On the thin topsoil that overlay the clay slopes at Mount Vernon, George Washington grew wheat that sold in Alexandria, made ship’s biscuit that was famous the world over—and rye that supplied his less celebrated distillery. The increasing number of cattle accounted for the introduction of mangel-wurzels, turnips, and other root crops in the rotation. The soil-building virtues of peas were discovered. Beef cattle grew in increasing numbers, and began to appear prominently in inventories and wills. Orchards and vineyards were planted more widely. With these developments, simultaneously with the decline of the tobacco trade, a lively business sprang up in shipping corn, wheat, and livestock to the West Indies. … [25]

In his efforts to develop methods of husbandry which would restore the fertility of the land, Washington reflected a concern which was widespread among Virginians of his time 9 and the first half of the nineteenth century. Organized efforts to promote better husbandry through exchange of practical experience and dissemination of the results of experimentation and invention began in the 1770’s.[26] Between 1790 and 1830, hundreds of publications on agriculture were produced[27] and more than 100 inventions of agricultural devices were patented to Virginians, among them Cyrus McCormick’s reaper, the most influential mechanical factor in the development of American agriculture in the nineteenth century.[28] National leaders such as Thomas Jefferson, James Monroe, and John Marshall actively worked in societies which encouraged experimentation and study for improvement of agriculture through what was called “scientific farming.”
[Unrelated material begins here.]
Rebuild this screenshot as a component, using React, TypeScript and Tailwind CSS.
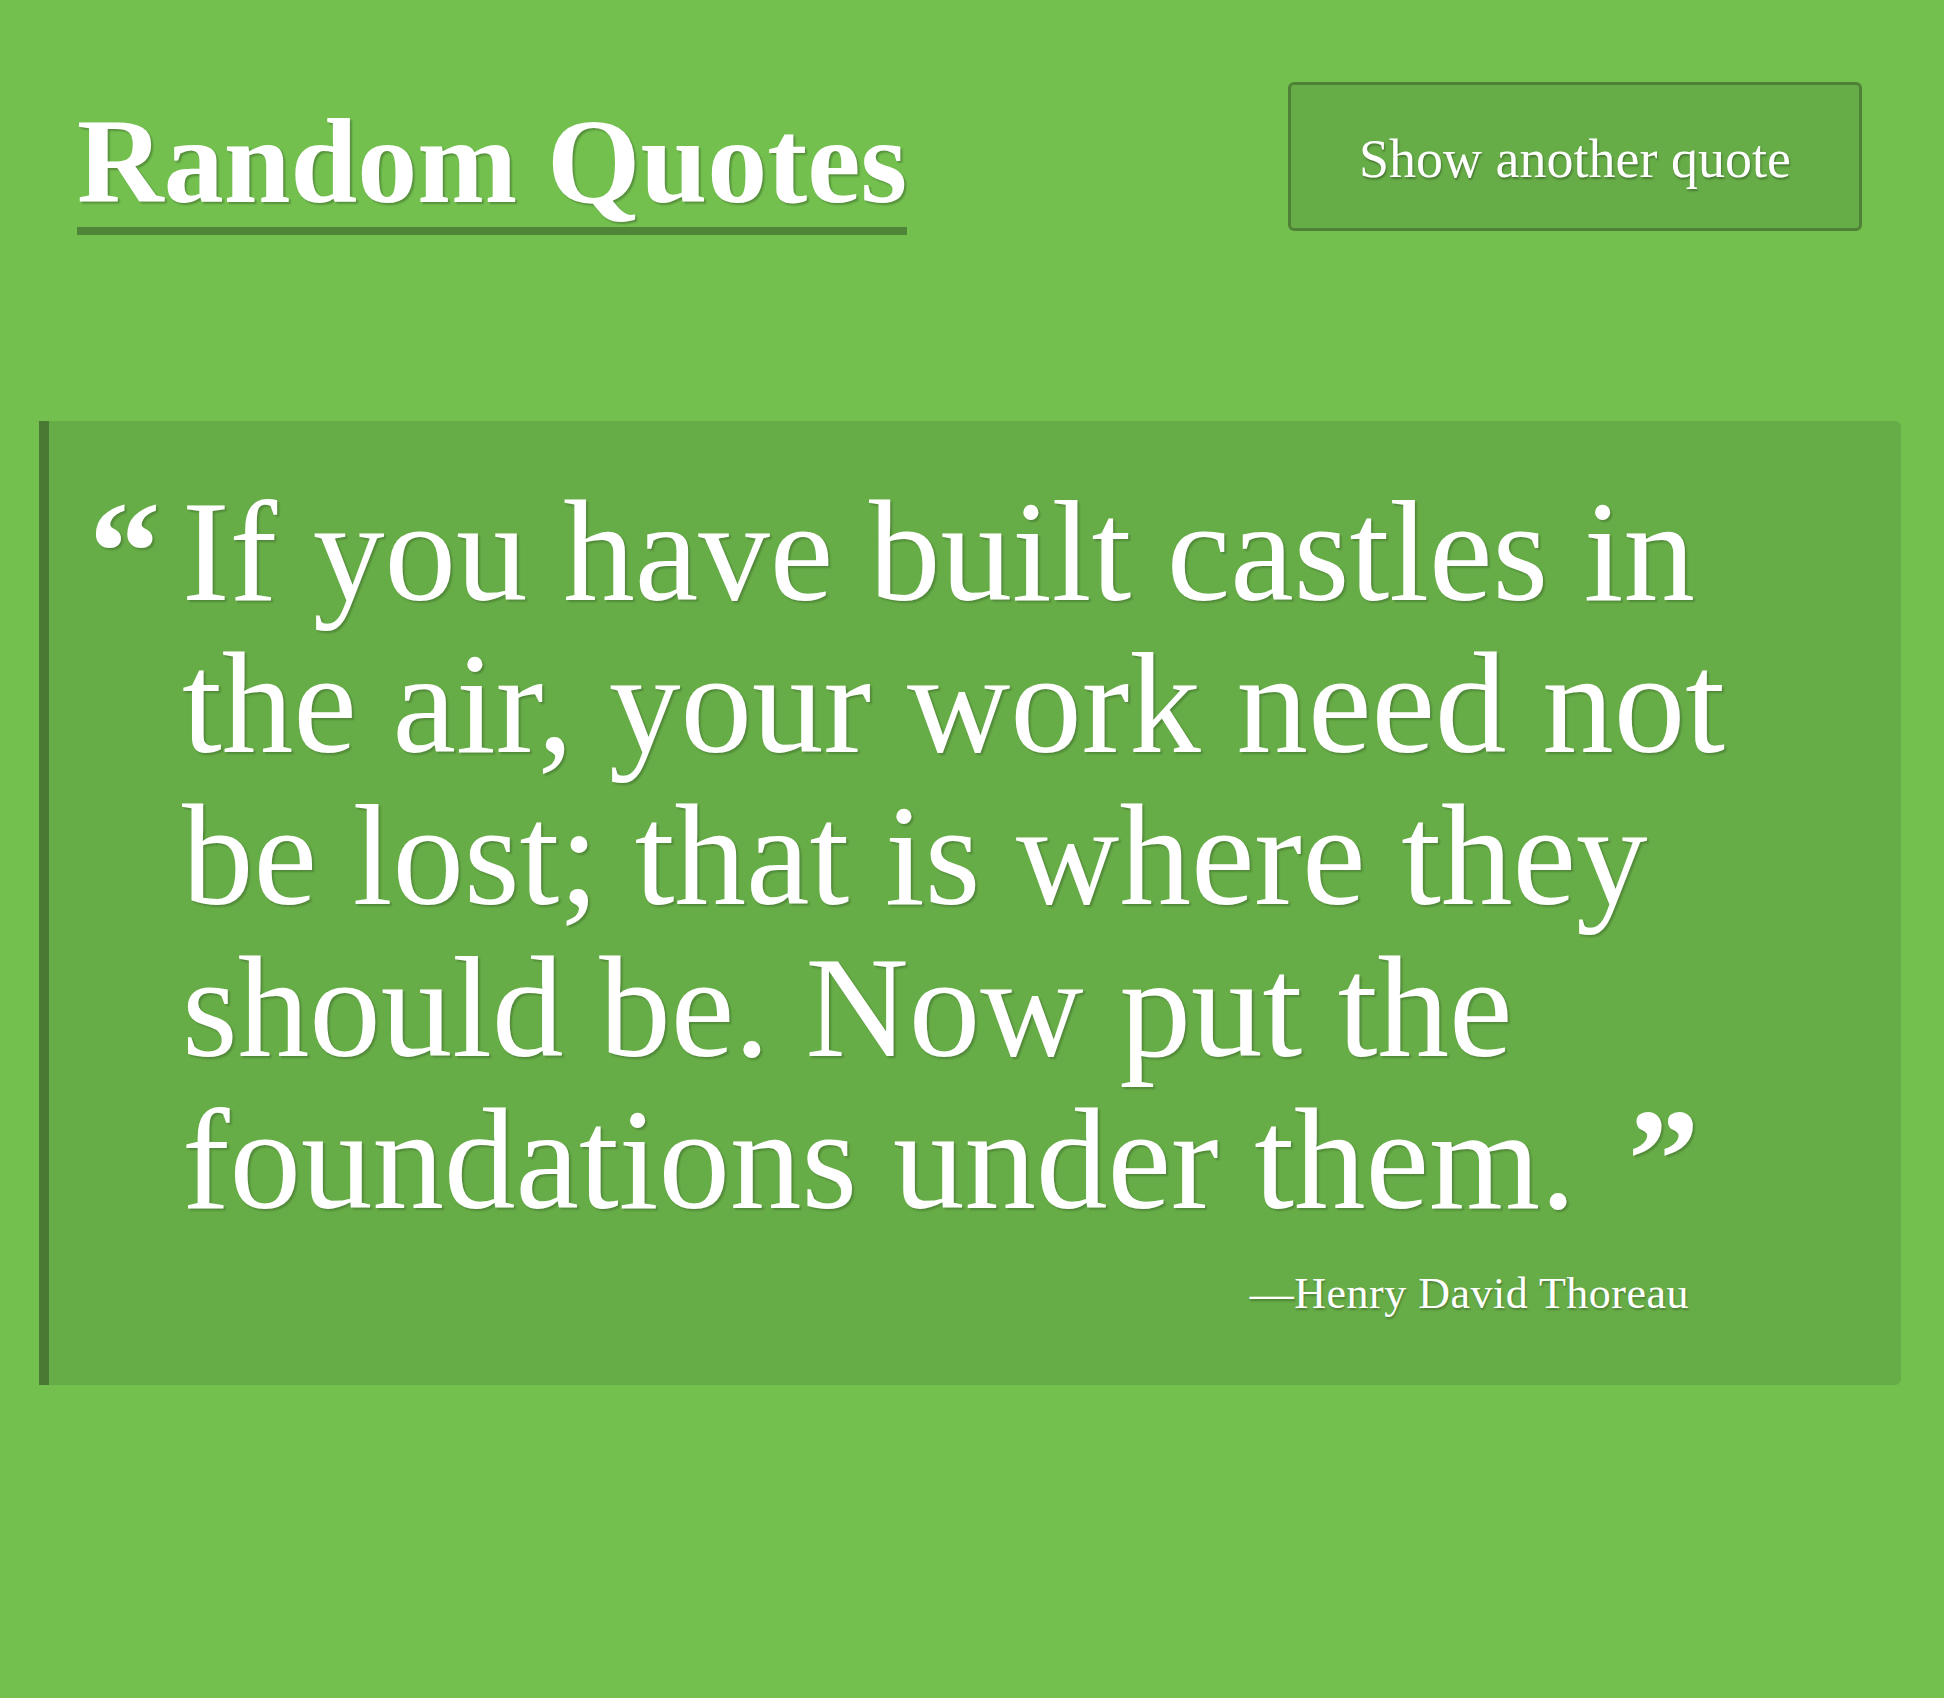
const serif = "font-['Liberation_Serif','Times_New_Roman',serif]";

const lines = [
  'If you have built castles in',
  'the air, your work need not',
  'be lost; that is where they',
  'should be. Now put the',
  'foundations under them.',
];

export default function App() {
  return (
    <div className={`min-h-screen w-full bg-[#73c04f] text-white ${serif}`}>
      <header className="flex items-start justify-between pl-[77px] pr-[82px] pt-[82px]">
        <h1 className="mt-[20px] inline-block border-b-[8px] border-[#4f8536] pb-[5px] text-[120px] font-bold leading-[120px] [text-shadow:2px_2px_2px_rgba(0,0,0,0.25)]">
          Random Quotes
        </h1>
        <button className="h-[149px] w-[574px] rounded-[6px] border-[3px] border-[#4f8236] bg-[#66ac47] pt-[6px] text-[54px] text-white [text-shadow:1px_2px_2px_rgba(0,0,0,0.3)]">
          Show another quote
        </button>
      </header>

      <main className="ml-[39px] mr-[43px] mt-[186px]">
        <blockquote className="rounded-r-[6px] border-l-[10px] border-[#4a7933] bg-[#66ac47] pb-[58px] pl-[40px] pt-[55px]">
          <div className="flex text-[143px] leading-[152px] [text-shadow:2px_2px_2px_rgba(0,0,0,0.2)]">
            <span className="w-[93px] shrink-0 font-bold">“</span>
            <p className="whitespace-nowrap">
              {lines.map((line, i) => (
                <span key={i} className="block">
                  {line}
                  {i === lines.length - 1 && <span className="ml-[16px] font-bold"> ”</span>}
                </span>
              ))}
            </p>
          </div>
          <p className="mr-[212px] mt-[25px] text-right text-[44px] leading-[66px] tracking-[0.5px] [text-shadow:1px_2px_2px_rgba(0,0,0,0.25)]">
            —Henry David Thoreau
          </p>
        </blockquote>
      </main>
    </div>
  );
}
With the effort to establish scientific farming came experiments in crop rotation, with use of clovers and grasses interspersed between other crops, increased use of manure and artificial fertilizers, better plows and methods of soil preparation, and more attention to control of erosion. Interest in improving farm animals during this period led to introduction of merino sheep and new breeds of mules.

Despite this active element in Virginia’s agricultural system, and notwithstanding the substantial amount of intelligent and successful experimentation and publicity of results which this element inspired, many farmers in Virginia persisted in traditional ways. “Book farming,” as the new methods were called, was decried in favor of the familiar ways of cultivating which were passed from father to son. This skepticism was strengthened, also, when experiments failed—as they did in many cases—and when Virginia agriculture suffered from economic depression along with the rest of the nation—as it did in the years following the War of 1812.[29]

While Virginia agriculture had an equivocal or only moderately successful record of growth from 1750 to 1830, the proponents of scientific farming could and did argue that its value was measured in political as well as economic terms. Men like Thomas Jefferson, James Madison, John Taylor, James Garnett, and others sincerely believed that the survival of their way of life and that which they sought for Virginia depended on restoring the farmer to preeminence. One historian has described their philosophy thus:

The sincerity of their belief in the corruption of urban and the virtue of rural living is unquestionable. They practiced as they preached. And as they looked about them, at the long line of Virginia leaders of the early republic and at their own modest pleasant way of life, which some of them believed extended all the way down to their slaves, they felt they had incontestable evidence of the rightness of their convictions. As their soil became depleted, the hold of their state on preeminence in everything was weakening. Restore the soil and Virginia would be restored to her rightful preeminence. Simple, primitive, noble, limited yet grand, thus went the conception.[30]